— start of Data shown —

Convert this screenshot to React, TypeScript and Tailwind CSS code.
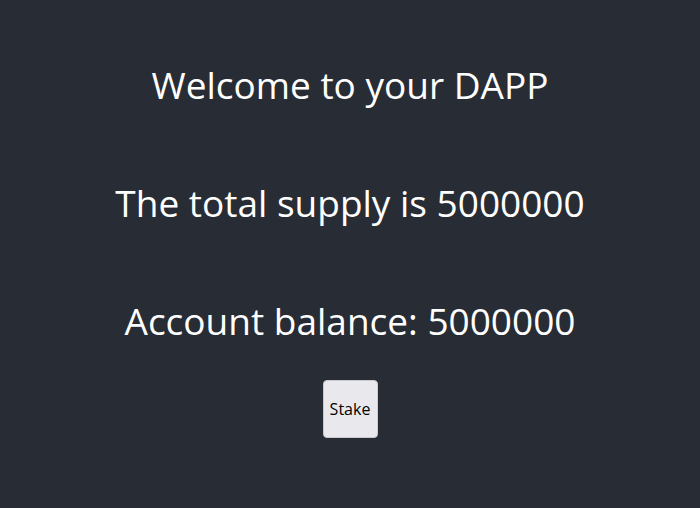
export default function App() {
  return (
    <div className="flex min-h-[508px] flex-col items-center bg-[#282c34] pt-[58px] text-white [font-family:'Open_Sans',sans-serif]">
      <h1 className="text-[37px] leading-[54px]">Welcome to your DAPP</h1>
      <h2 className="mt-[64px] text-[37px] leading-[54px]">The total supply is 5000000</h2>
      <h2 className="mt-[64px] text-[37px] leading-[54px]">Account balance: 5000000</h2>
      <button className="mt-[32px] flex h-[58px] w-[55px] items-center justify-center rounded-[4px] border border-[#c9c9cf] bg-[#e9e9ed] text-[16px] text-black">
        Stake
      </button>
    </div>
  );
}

— end of Data shown —

__Task goal__. Quote each line of the listing exactly, but leave the pictures out.

__Written solution__.
Convert this screenshot to React, TypeScript and Tailwind CSS code.
export default function App() {
  return (
    <div className="flex min-h-[508px] flex-col items-center bg-[#282c34] pt-[58px] text-white [font-family:'Open_Sans',sans-serif]">
      <h1 className="text-[37px] leading-[54px]">Welcome to your DAPP</h1>
      <h2 className="mt-[64px] text-[37px] leading-[54px]">The total supply is 5000000</h2>
      <h2 className="mt-[64px] text-[37px] leading-[54px]">Account balance: 5000000</h2>
      <button className="mt-[32px] flex h-[58px] w-[55px] items-center justify-center rounded-[4px] border border-[#c9c9cf] bg-[#e9e9ed] text-[16px] text-black">
        Stake
      </button>
    </div>
  );
}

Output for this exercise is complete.